Benmessaoud a ajouté, dans ses clarifications à Hespress, que « des personnes sont parties en Australie en 1920, et n’ont jamais demandé de passeport marocain. Il est donc difficile pour leurs descendants d’obtenir la nationalité marocaine », considérant que « le texte législatif exprime une réelle volonté de renforcer les liens entre les descendants des Juifs marocains qui n’ont pas la nationalité et le roi Mohammed VI ».
Après le début de la guerre génocidaire menée par l’armée israélienne dans la bande de Gaza depuis le 7 octobre 2023, Benmessaoud a fait état de nombreux appels reçus, soulignant que « la situation au Moyen-Orient rend la proposition législative embarrassante, étant donné que les Marocains d’Israël sont considérés comme des tueurs et des soldats ». Il a insisté sur le fait qu’il « rejette cette approche, car tous les Marocains sont des Marocains, peu importe où ils se trouvent ou ce qu’ils font ».
Le texte de la proposition, adressé à Rachid Talbi Alami, président de la Chambre des représentants, et à Nadia Bouaida, présidente de la Commission des affaires étrangères, de la défense nationale, des affaires islamiques et des Marocains résidant à l’étranger, stipule l’octroi de la nationalité marocaine à tous les Juifs marocains qui l’ont précédemment renoncée, ainsi qu’à tous leurs enfants et petits-enfants. Les services extérieurs du ministère de l’Intérieur seront chargés de recevoir les demandes des intéressés, que ce soit au Maroc ou auprès des services consulaires pour ceux vivant à l’étranger.

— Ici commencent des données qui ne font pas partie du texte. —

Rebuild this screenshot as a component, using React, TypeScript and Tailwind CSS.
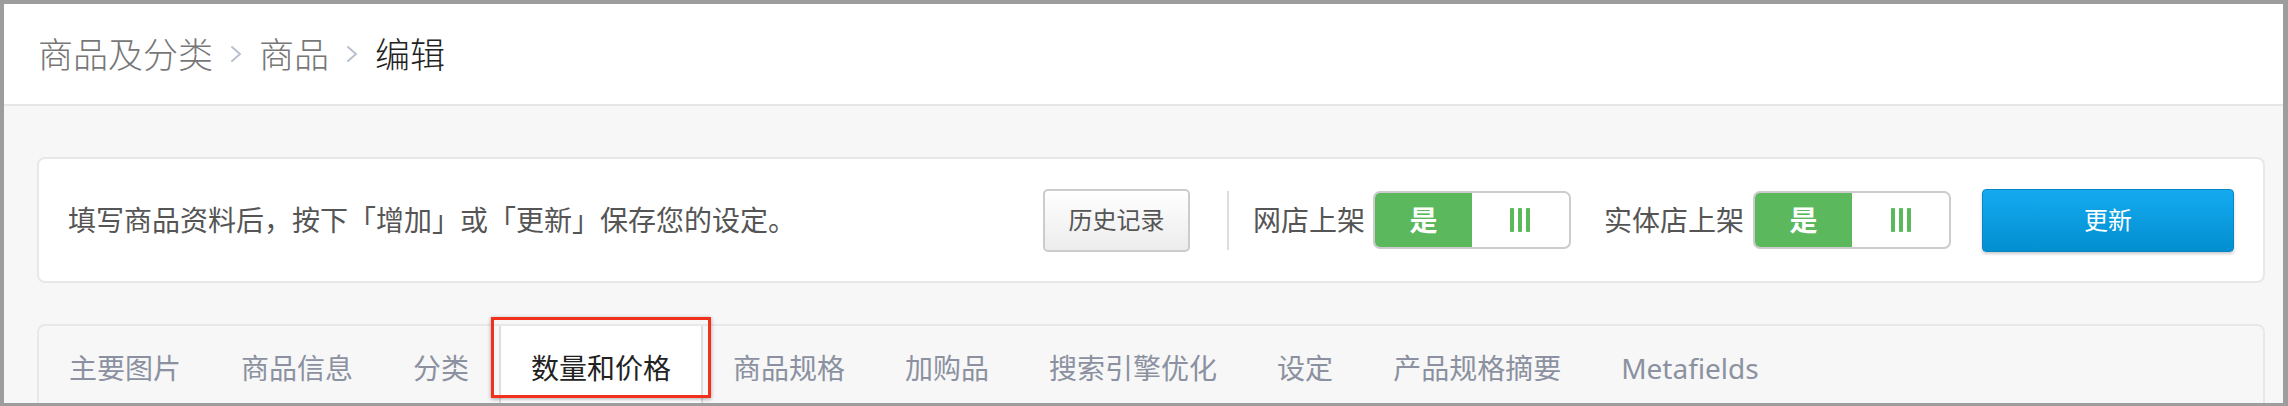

De plus, le document propose que « les tribunaux de première instance examinent les demandes d’obtention de la nationalité en fonction du dernier domicile du père ou du grand-père, et que les décisions rendues à ce sujet puissent faire l’objet d’un recours devant des tribunaux supérieurs et devant la commission ministérielle qui pourrait être créée pour suivre et gérer les demandes d’obtention de la nationalité ». En outre, il est prévu que « l’État mette à disposition diverses facilités, ressources et moyens pour intégrer les enfants et petits-enfants des Juifs marocains dans la vie économique, politique, religieuse, culturelle et sociale ».